Императоры обоснованно опасались тайных заговоров. Калигула, Нерон, Домициан, Коммод — лишь первые приходящие на ум имена из длинного списка императоров, погибших от рук или якобы от рук заговорщиков. Вероятно, не стоит особенно удивляться, что дошедшие до нас исторические источники в основном муссируют перипетии судьбы именно этих далеких от идеала правителей. Интересно, что предъявление реальным или мнимым противникам обвинений в измене открывало перед императорами еще и великолепную возможность проявить милосердие, даровав врагам помилование. Ни один император не мог всецело полагаться лишь на репрессии и террор как на залог своего преуспеяния: требовалось заботиться еще и о выработке у подданных толики искренней лояльности. Также император должен был умело демонстрировать свою способность чутко и компетентно реагировать на происходящее, особо подчеркивая тем самым свое недосягаемо высокое положение арбитра над всякой политической схваткой. Так чем не лучший способ снискать себе подобную славу — дарованной тебе высшей властью помиловать тех, кто плел против тебя заговор? Правда, сами эти помилования, на наш сегодняшний вкус, обставлялись весьма немилосердно. Зачастую обвиняемому предлагалось покончить с собой, вскрыв вены или заколовшись мечом, в обмен на сохранение статуса и богатства его семьей. Но в Римском мире, где семейные деньги являлись краеугольным камнем успеха, предоставление подобной возможности действительно являлось актом великой щедрости.

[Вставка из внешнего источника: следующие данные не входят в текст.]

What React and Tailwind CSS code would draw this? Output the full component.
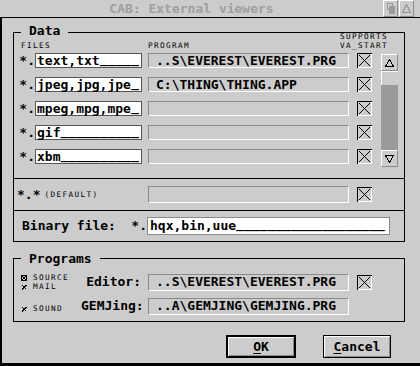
import React from "react";

const BIG = "font-['DejaVu_Sans_Mono',monospace] font-bold text-[13px] leading-[16px] whitespace-pre";
const SMALL = "font-['DejaVu_Sans_Mono',monospace] text-[7.7px] leading-[9px] tracking-[1.36px] whitespace-pre";

function U({ s }) {
  const m = s.match(/^(.*?)(_*)$/);
  return (
    <>
      {m[1]}
      {m[2] ? <span className="relative top-[-2px]">{m[2]}</span> : null}
    </>
  );
}

function Check() {
  return (
    <svg width="15" height="15" viewBox="0 0 15 15" className="block shrink-0" shapeRendering="crispEdges">
      <path d="M0.5 14.5V0.5H14.5" stroke="#000" fill="none" />
      <path d="M14.5 1V14.5H1" stroke="#fff" fill="none" />
      <path d="M2 2L13 13M13 2L2 13" stroke="#000" fill="none" />
    </svg>
  );
}

function BoxX() {
  return (
    <svg width="6" height="6" viewBox="0 0 6 6" className="block shrink-0" shapeRendering="crispEdges">
      <rect x="0.5" y="0.5" width="5" height="5" stroke="#000" fill="none" />
      <path d="M1 1L5 5M5 1L1 5" stroke="#000" fill="none" />
    </svg>
  );
}

function SmallX() {
  return (
    <svg width="6" height="6" viewBox="0 0 6 6" className="block shrink-0" shapeRendering="crispEdges">
      <path d="M1 1L5.5 5.5M5.5 1L1 5.5" stroke="#000" fill="none" />
    </svg>
  );
}

function ProgField({ text }) {
  return (
    <div className={`w-[201px] h-[15px] shrink-0 border border-t-[#8a8a8a] border-l-[#8a8a8a] border-r-white border-b-white pl-[7px] flex items-center ${BIG}`}>
      {text}
    </div>
  );
}

function ProgField17({ text }) {
  return (
    <div className={`w-[201px] h-[17px] shrink-0 border border-t-[#8a8a8a] border-l-[#8a8a8a] border-r-white border-b-white pl-[7px] flex items-center ${BIG}`}>
      {text}
    </div>
  );
}

const rows = [
  { ext: "text,txt_____", prog: "..S\\EVEREST\\EVEREST.PRG" },
  { ext: "jpeg,jpg,jpe_", prog: "C:\\THING\\THING.APP" },
  { ext: "mpeg,mpg,mpe_", prog: "" },
  { ext: "gif__________", prog: "" },
  { ext: "xbm__________", prog: "" },
];

function ScrollBtn({ down }) {
  return (
    <div className="h-[17px] shrink-0 border border-t-white border-l-white border-r-[#8a8a8a] border-b-[#8a8a8a] flex items-center justify-center">
      <svg width="9" height="8" viewBox="0 0 9 8" className="block" shapeRendering="crispEdges">
        {down ? (
          <path d="M0.5 0.5H8.5L4.5 7.5Z" stroke="#000" fill="none" />
        ) : (
          <path d="M4.5 0.5L8.5 7.5H0.5Z" stroke="#000" fill="none" />
        )}
      </svg>
    </div>
  );
}

export default function App() {
  return (
    <div className="w-[420px] h-[366px] bg-[#cccccc] overflow-hidden flex flex-col text-black">
      {/* Title bar */}
      <div className="h-[18px] shrink-0 border-b border-black flex">
        <div className={`w-[383px] flex items-center justify-center text-[#9f9f9f] ${BIG}`}>CAB: External viewers</div>
        <div className="w-[15px] h-[17px] border border-t-white border-l-white border-r-[#8a8a8a] border-b-[#8a8a8a] flex items-center justify-center">
          <svg width="8" height="11" viewBox="0 0 8 11" className="block" shapeRendering="crispEdges">
            <rect x="0.5" y="0.5" width="5" height="6" stroke="#9a9a9a" fill="none" />
            <rect x="2" y="3" width="6" height="8" fill="#9a9a9a" />
          </svg>
        </div>
        <div className="w-[15px] h-[17px] ml-[1px] border border-t-white border-l-white border-r-[#8a8a8a] border-b-[#8a8a8a] flex items-center justify-center">
          <svg width="9" height="9" viewBox="0 0 9 9" className="block" shapeRendering="crispEdges">
            <path d="M4.5 0.5L8.5 8.5H0.5Z" stroke="#9a9a9a" fill="none" />
          </svg>
        </div>
      </div>

      {/* Body */}
      <div className="flex-1 border-l-2 border-b-[3px] border-black flex flex-col">
        <div className="ml-[11px] mt-[14px] w-[392px] flex flex-col">
          {/* Data box */}
          <div className="relative border border-black">
            <div className={`absolute left-[7px] top-[-10px] px-[8px] bg-[#cccccc] ${BIG}`}>Data</div>
            <div className="h-[20px] flex items-end pl-[7px] pb-[3px]">
              <span className={`${SMALL} w-[127px]`}>FILES</span>
              <span className={`${SMALL} w-[192px]`}>PROGRAM</span>
              <span className={`${SMALL} flex flex-col`}>
                <span>SUPPORTS</span>
                <span>VA_START</span>
              </span>
            </div>
            <div className="flex pb-[11px]">
              <div className="flex flex-col gap-[9px]">
                {rows.map((r, i) => (
                  <div key={i} className="flex items-center h-[15px]">
                    <span className={`w-[21px] text-right ${BIG}`}>*.</span>
                    <div className={`w-[107px] h-[15px] bg-white border border-[#555555] pl-[1px] flex items-center ${BIG}`}>
                      <U s={r.ext} />
                    </div>
                    <div className="w-[6px]" />
                    <ProgField text={r.prog} />
                    <div className="ml-[8px]">
                      <Check />
                    </div>
                  </div>
                ))}
              </div>
              <div className="ml-[9px] mt-[1px] w-[17px] h-[113px] flex flex-col">
                <ScrollBtn />
                <div className="flex-1 bg-[#9a9a9a] flex flex-col">
                  <div className="h-[14px] bg-[#cccccc] border-t border-l border-white" />
                </div>
                <ScrollBtn down />
              </div>
            </div>
          </div>

          {/* Default row */}
          <div className="h-[32px] border-x border-b border-black flex items-center">
            <div className="w-[134px] flex items-center">
              <span className={`pl-[3px] ${BIG}`}>*.*</span>
              <span className={`ml-[4px] ${SMALL}`}>(DEFAULT)</span>
            </div>
            <ProgField17 text="" />
            <div className="ml-[8px]">
              <Check />
            </div>
          </div>

          {/* Binary row */}
          <div className="h-[31px] border-x border-b border-black flex items-center">
            <div className="w-[133px] flex items-center">
              <span className={`pl-[8px] ${BIG}`}>Binary file:</span>
              <span className={`ml-auto ${BIG}`}>*.</span>
            </div>
            <div className={`w-[243px] h-[18px] bg-white border border-[#8a8a8a] pl-[2px] flex items-center ${BIG}`}>
              <U s="hqx,bin,uue___________________" />
            </div>
          </div>

          {/* Programs box */}
          <div className="relative mt-[16px] border border-black pt-[15px] pb-[7px] flex flex-col gap-[8px]">
            <div className={`absolute left-[7px] top-[-8px] px-[8px] bg-[#cccccc] ${BIG}`}>Programs</div>
            <div className="flex items-center h-[16px]">
              <div className="w-[67px] pl-[7px] flex flex-col">
                <div className={`flex items-center ${SMALL}`}>
                  <BoxX />
                  <span className="ml-[6px]">SOURCE</span>
                </div>
                <div className={`flex items-center ${SMALL}`}>
                  <SmallX />
                  <span className="ml-[6px]">MAIL</span>
                </div>
              </div>
              <span className={`w-[60px] text-right ${BIG}`}>Editor:</span>
              <div className="ml-[7px]">
                <ProgField17 text={"..S\\EVEREST\\EVEREST.PRG"} />
              </div>
              <div className="ml-[8px]">
                <Check />
              </div>
            </div>
            <div className="flex items-center h-[16px]">
              <div className="w-[67px] pl-[7px] flex flex-col mt-[5px]">
                <div className={`flex items-center ${SMALL}`}>
                  <SmallX />
                  <span className="ml-[6px]">SOUND</span>
                </div>
              </div>
              <span className={`w-[60px] text-right ${BIG}`}>GEMJing:</span>
              <div className="ml-[7px]">
                <ProgField17 text={"..A\\GEMJING\\GEMJING.PRG"} />
              </div>
            </div>
          </div>
        </div>

        {/* Buttons */}
        <div className="mt-[13px] flex pl-[224px] gap-[27px]">
          <div className={`w-[70px] h-[23px] border-2 border-black shadow-[inset_1px_1px_0_#fff,inset_-1px_-1px_0_#8a8a8a] flex items-center justify-center ${BIG}`}>
            <span className="underline decoration-1 underline-offset-[2px]">O</span>K
          </div>
          <div className={`w-[68px] h-[23px] border border-black shadow-[inset_1px_1px_0_#fff,inset_-1px_-1px_0_#8a8a8a] flex items-center justify-center ${BIG}`}>
            <span className="underline decoration-1 underline-offset-[2px]">C</span>ancel
          </div>
        </div>
      </div>
    </div>
  );
}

ТИПОЛОГИЯ ГОСУДАРСТВЕННОЙ ИЗМЕНЫ
Любой римский император, вероятно, с готовностью подписался бы под словами короля Франции Людовика XIV, заявившего Парижскому парламенту: «L’état, c’est moi»[47]. Формально, однако, первый римский самодержец Октавиан Август довольствовался весьма скромным титулом princeps civitatis, то есть «первенствующий среди граждан». Публичный образ Августа, в пропаганде которого активно участвовали он сам и его сподвижники, подразумевал, что император — обычный гражданин Рима. Государю волей-неволей приходилось более или менее придерживаться этого публичного образа даже после того, как он окончательно перестал соответствовать реальности: Август прибрал к рукам практически всю полноту власти и над Римом, и над провинциями. Святая простота, с которой всё это было проделано, конечно, оказалась изрядно дискредитирована последующим обожествлением и культом Августа (впрочем, посмертными). Нам важнее понять, что именно при Августе и по воле Августа высшему классу удалось сформулировать ключевое обоснование легитимности императорской власти, которого свято придерживались и все его преемники, а именно: власть императора зиждется не на силе, а на авторитете (auctoritas). Иными словами, император потому и император, что заслуживает быть императором. Ведь сам Август вознесся к вершинам исключительно благодаря своей высокой нравственности и безупречной репутации, вследствие чего сенат и народ Рима и передали всю полноту власти в руки самого достойного.
Засим легитимность правления любого императора стала оцениваться по критерию его соответствия образу «всеблагого»; всё, что угрожало подорвать иллюзию этого соответствия, императоры постановили считать тяжким преступлением. Так и случилось, что государственной изменой стало считаться любое «преступление против [императорского] величия» (crimen laesae maiestatis), и столь широкая трактовка позволяла инкриминировать измену не только участникам заговоров против императора и лицам, якобы замышляющим покушение на его жизнь. Абсолютно любые действия или высказывания, которые можно было истолковать как неуважение к императорской власти, отныне легко квалифицировались как преступление против величия, то есть измена — со всеми вытекающими последствиями для обвиняемых. А решение о том, что именно считать неуважением, конечно же, оставалось за самим императором и его сановниками. В итоге трактовка состава преступления под названием «измена» сделалась настолько вольной, что под это определение можно было подвести что угодно, а императоры получили полную свободу изничтожать любую реальную или мнимую оппозицию, чем и пользовались весьма широко. Во всяком случае, часть обвинений в измене, по которым были вынесены приговоры, современные историки считают полностью сфабрикованными.